Despite Trotter’s two months in Paris, Major Walter Loving never stopped gathering information about Trotter. Loving knew exactly what ship Trotter was on and when it had departed from Brest and when it would dock in New York. His agent followed Trotter to the address in Harlem and then waited outside until early evening, when the reception moved to a more public arena at the nearby A.M.E. Zion Church on West 137th Street. The next day, the agent sent a report to Loving, who then sent a memo to the director of military intelligence, Churchill, offering his boss an update on Trotter, who was now home. The memo began with news of the large reception and banquet held in Trotter’s honor, which did not break up until 1:30 A.M. The agent had informed Loving that Trotter spoke that night about his experiences as a cook in getting to France on the SS Yarmouth and his exploits after his arrival in Paris. “But he has reserved the full story,” the memo read, “until July 23rd [the lecture actually took place on the 27th] when he is to appear before a large public audience in New York. As the people know the method Mr. Trotter employed to get to France and have read the many cable reports in the daily press of his activities there, there is general anxiety to hear him speak and the meeting of July 23rd will no doubt be a monster affair. A full report of that meeting will be made.” Sent on the 16th, the memo would arrive on Churchill’s desk on the morning of July 19.

Trotter was a high-maintenance citizen from the government’s point of view, with a set-in-stone profile: Militant. Unstoppable. Dangerous. Like a spark to tinder, Trotter was an agitator who had the capability to inflame the masses.

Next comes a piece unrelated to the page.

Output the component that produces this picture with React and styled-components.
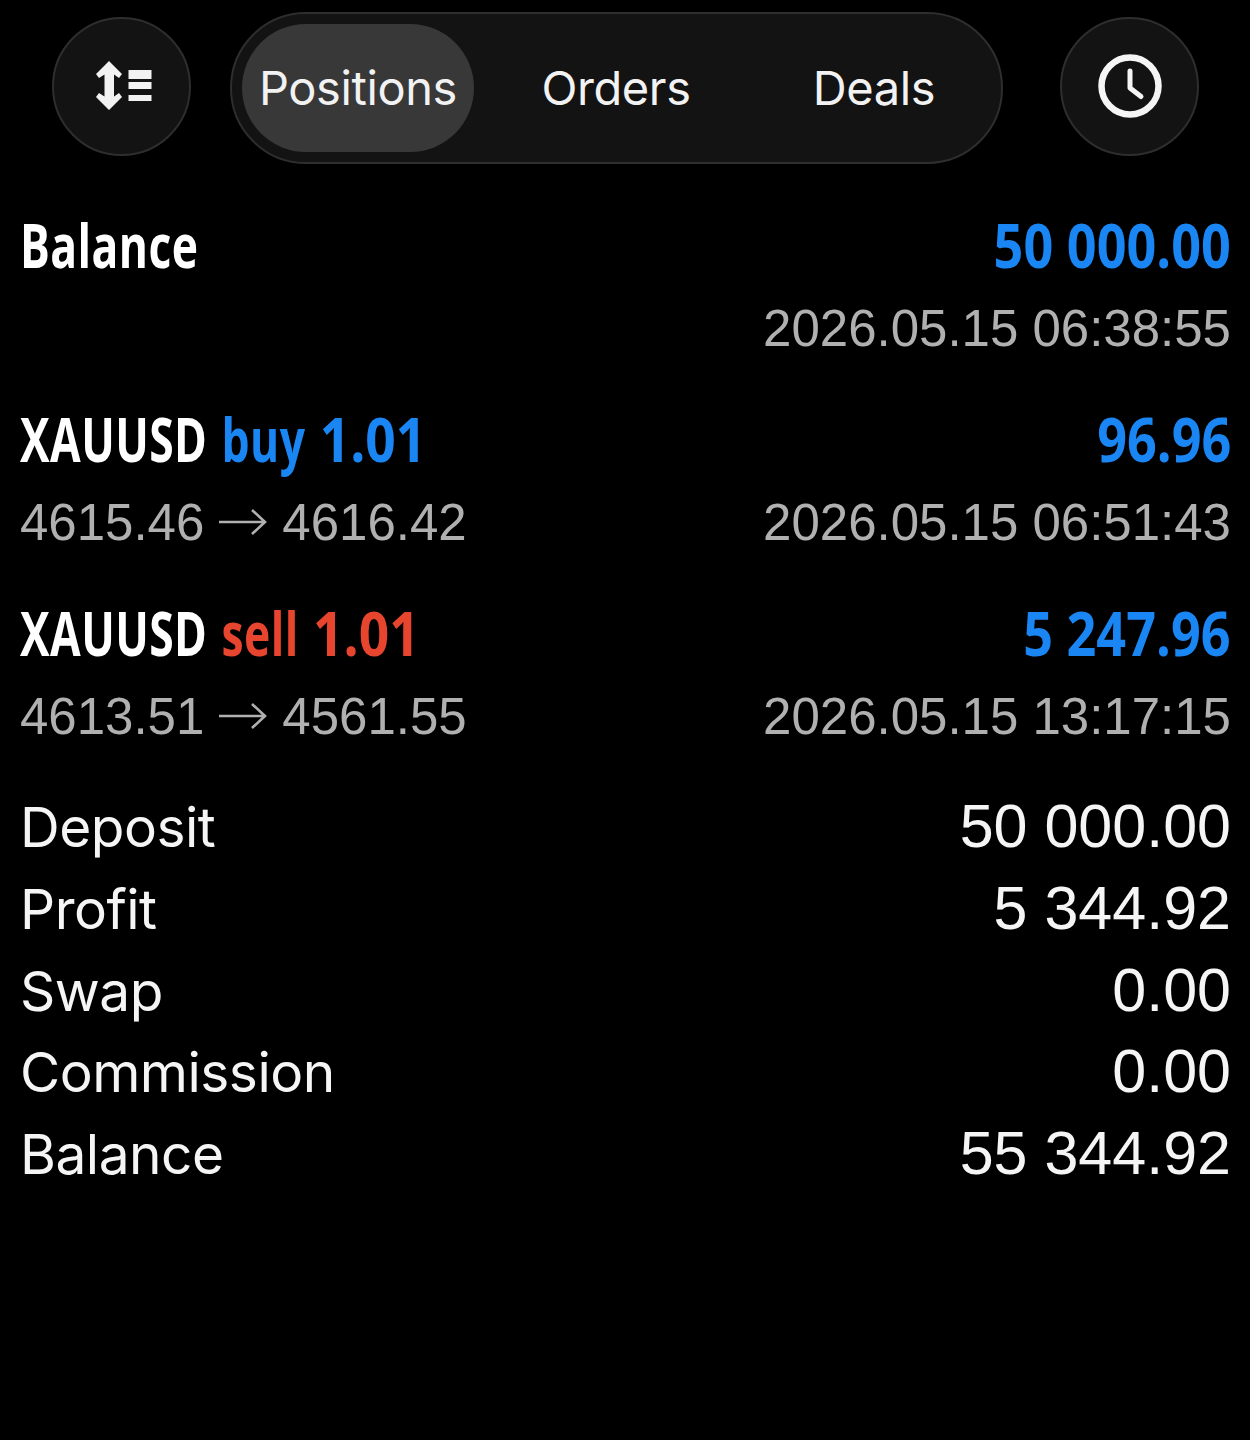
import styled, { createGlobalStyle } from "styled-components";

const GlobalStyle = createGlobalStyle`
  html, body {
    margin: 0;
    background: #000;
  }
`;

const Page = styled.div`
  width: 1250px;
  height: 1440px;
  box-sizing: border-box;
  padding: 12px 19px 0 20px;
  background: #000;
  color: #f5f5f5;
  font-family: "Liberation Sans", Arial, sans-serif;
  overflow: hidden;
`;

const Toolbar = styled.div`
  display: flex;
  align-items: center;
  height: 152px;
  padding-left: 32px;
  margin-bottom: 42px;
`;

const RoundButton = styled.div`
  width: 139px;
  height: 139px;
  flex: none;
  box-sizing: border-box;
  border-radius: 50%;
  border: 2px solid #2e2e2e;
  background: #131313;
  display: flex;
  align-items: center;
  justify-content: center;
  margin-bottom: 4px;
`;

const Tabs = styled.div`
  width: 773px;
  height: 152px;
  flex: none;
  box-sizing: border-box;
  padding: 10px;
  margin: 0 57px 0 39px;
  border-radius: 76px;
  border: 2px solid #2e2e2e;
  background: #131313;
  display: flex;
  align-items: center;
`;

const Tab = styled.div`
  height: 128px;
  width: 232px;
  flex: none;
  margin-right: ${(p) => p.$gap || 0}px;
  border-radius: 64px;
  background: ${(p) => (p.$active ? "#383838" : "transparent")};
  display: flex;
  align-items: center;
  justify-content: center;
  padding-bottom: 2px;
  box-sizing: border-box;
  font-family: Inter, sans-serif;
  font-size: 47px;
  letter-spacing: -0.4px;
  color: #f2f2f2;
`;

const Row = styled.div`
  display: flex;
  justify-content: space-between;
  align-items: baseline;
  height: ${(p) => p.$height}px;
  line-height: ${(p) => p.$height}px;
`;

const Group = styled.div`
  margin-bottom: ${(p) => p.$gap}px;
`;

const Title = styled.span`
  display: inline-block;
  font-family: "Open Sans", sans-serif;
  font-weight: 700;
  font-size: 60px;
  letter-spacing: 0.6px;
  word-spacing: 3px;
  color: ${(p) => p.$color || "#fff"};
  transform: translateY(-2px) scaleX(0.74);
  transform-origin: ${(p) => (p.$right ? "right" : "left")} center;
  white-space: nowrap;
`;

// the condensed face in the picture has wider digits than its letters
const Digits = styled.span`
  display: inline-block;
  letter-spacing: 0;
  word-spacing: 0;
  transform: scaleX(${(p) => (p.$flush ? 1.175 : 1.2)});
  transform-origin: ${(p) => (p.$flush ? "right" : "left")} center;
`;

const Blue = styled.span`
  color: #1a86f4;
`;

const Red = styled.span`
  color: #e8452f;
`;

const Muted = styled.span`
  font-size: 51px;
  color: #b0b0b0;
  white-space: nowrap;
`;

const Label = styled.span`
  font-family: Inter, sans-serif;
  font-size: 55px;
  letter-spacing: -0.5px;
  color: #f5f5f5;
`;

const Value = styled.span`
  font-size: 61px;
  color: #f5f5f5;
`;

const Totals = styled.div`
  margin-top: -2px;
`;

const Arrow = styled.svg`
  width: 50px;
  height: 28px;
  margin: 0 14px;
  vertical-align: 4px;
`;

const SortSvg = styled.svg`
  margin-left: 4px;
`;

function PriceArrow() {
  return (
    <Arrow viewBox="0 0 50 28" fill="none" stroke="#b0b0b0" strokeWidth="2.6">
      <path d="M1 14h46M34 2l13 12-13 12" />
    </Arrow>
  );
}

function SortIcon() {
  return (
    <SortSvg width="56" height="50" viewBox="0 0 56 50" fill="#f2f2f2">
      <path d="M13 0l13 13-3 4-5-3.500v22l5-3.500 3 4-13 13L0 36l3-4 5.500 3.500v-22L3 17l-3-4z" />
      <rect x="32.500" y="9" width="23" height="9" />
      <rect x="32.500" y="21" width="23" height="7" />
      <rect x="32.500" y="34" width="23" height="6" />
    </SortSvg>
  );
}

function ClockIcon() {
  return (
    <svg width="66" height="66" viewBox="0 0 66 66" fill="none" stroke="#f5f5f5">
      <circle cx="33" cy="33" r="28.500" strokeWidth="6.500" />
      <path d="M33 18v17l11 8.500" strokeWidth="5" strokeLinecap="round" strokeLinejoin="round" />
    </svg>
  );
}

function Trade({ side, lot, profit, from, to, time, color: Side }) {
  return (
    <Group $gap={30}>
      <Row $height={82}>
        <Title>
          XAUUSD <Side>{side} <Digits>{lot}</Digits></Side>
        </Title>
        <Title $right $color="#1a86f4"><Digits $flush>{profit}</Digits></Title>
      </Row>
      <Row $height={82}>
        <Muted>
          {from}
          <PriceArrow />
          {to}
        </Muted>
        <Muted>{time}</Muted>
      </Row>
    </Group>
  );
}

export default function App() {
  const totals = [
    ["Deposit", "50 000.00"],
    ["Profit", "5 344.92"],
    ["Swap", "0.00"],
    ["Commission", "0.00"],
    ["Balance", "55 344.92"],
  ];

  return (
    <Page>
      <GlobalStyle />
      <Toolbar>
        <RoundButton>
          <SortIcon />
        </RoundButton>
        <Tabs>
          <Tab $active $gap={26}>Positions</Tab>
          <Tab $gap={26}>Orders</Tab>
          <Tab>Deals</Tab>
        </Tabs>
        <RoundButton>
          <ClockIcon />
        </RoundButton>
      </Toolbar>

      <Group $gap={30}>
        <Row $height={82}>
          <Title>Balance</Title>
          <Title $right $color="#1a86f4"><Digits $flush>50 000.00</Digits></Title>
        </Row>
        <Row $height={82}>
          <span />
          <Muted>2026.05.15 06:38:55</Muted>
        </Row>
      </Group>

      <Trade side="buy" lot="1.01" profit="96.96" from="4615.46" to="4616.42" time="2026.05.15 06:51:43" color={Blue} />
      <Trade side="sell" lot="1.01" profit="5 247.96" from="4613.51" to="4561.55" time="2026.05.15 13:17:15" color={Red} />

      <Totals>
        {totals.map(([label, value]) => (
          <Row $height={81.75} key={label}>
            <Label>{label}</Label>
            <Value>{value}</Value>
          </Row>
        ))}
      </Totals>
    </Page>
  );
}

His recent articles and perhaps the attention he received in France had raised the level of surveillance planned for his return, though the government had been tailing him for a long while. Trotter was the one, after all, who had so aggressively protested segregation of federal offices in the District of Columbia at the beginning of Wilson’s first term; the one who could articulate the frustrations and angers of his race and who had the conduit to the public (his newspaper) to do so; and the one who had written in that newspaper, The Guardian: “Beyond a certain point the Negro will not show his back to his pursuers. He will turn and fight.” The Guardian had published in its July 19 issue an article covering a fiery lecture by Boston’s Rev. M. A. Shaw, who called attention to a recent lynching, in Laurel, Mississippi, in which a black woman was hanged, burned, and disemboweled for saying that if she could find the names of the men who had lynched her husband she would tell the sheriff. No black man or woman was safe anywhere in America, Shaw said, whether it was Boston Common or Mississippi. The headline read “Calls on Negroes to Kill Lynchers by Wholesale.” Now, considering what had happened at Charleston in May and at Longview in June, what Trotter had done in Paris in May, June, and July, and what his newspaper was publishing in July, to trail Trotter had become a government imperative.

On the 19th when Churchill received Loving’s latest memo, stamped “confidential,” Loving was working on his last summary report to Churchill. This would be Loving’s magnum opus, the culmination of one year of spying on African-Americans whose speeches, articles, and ideas Loving and his colleagues believed to be radical and incendiary. Loving as well as his agents had attended meetings of black organizations, scrutinized their publications, analyzed speeches, and made lists of the most suspicious black men and women. And they had done this to determine how deeply the Bolsheviks had penetrated the soul of black America. What were the exact sources of the revolutionary propaganda? Which organizations and individuals were most troubling? How were blacks being manipulated in the plans of the Bolsheviks? Were the Bolsheviks behind the riot at Charleston? What about Longview?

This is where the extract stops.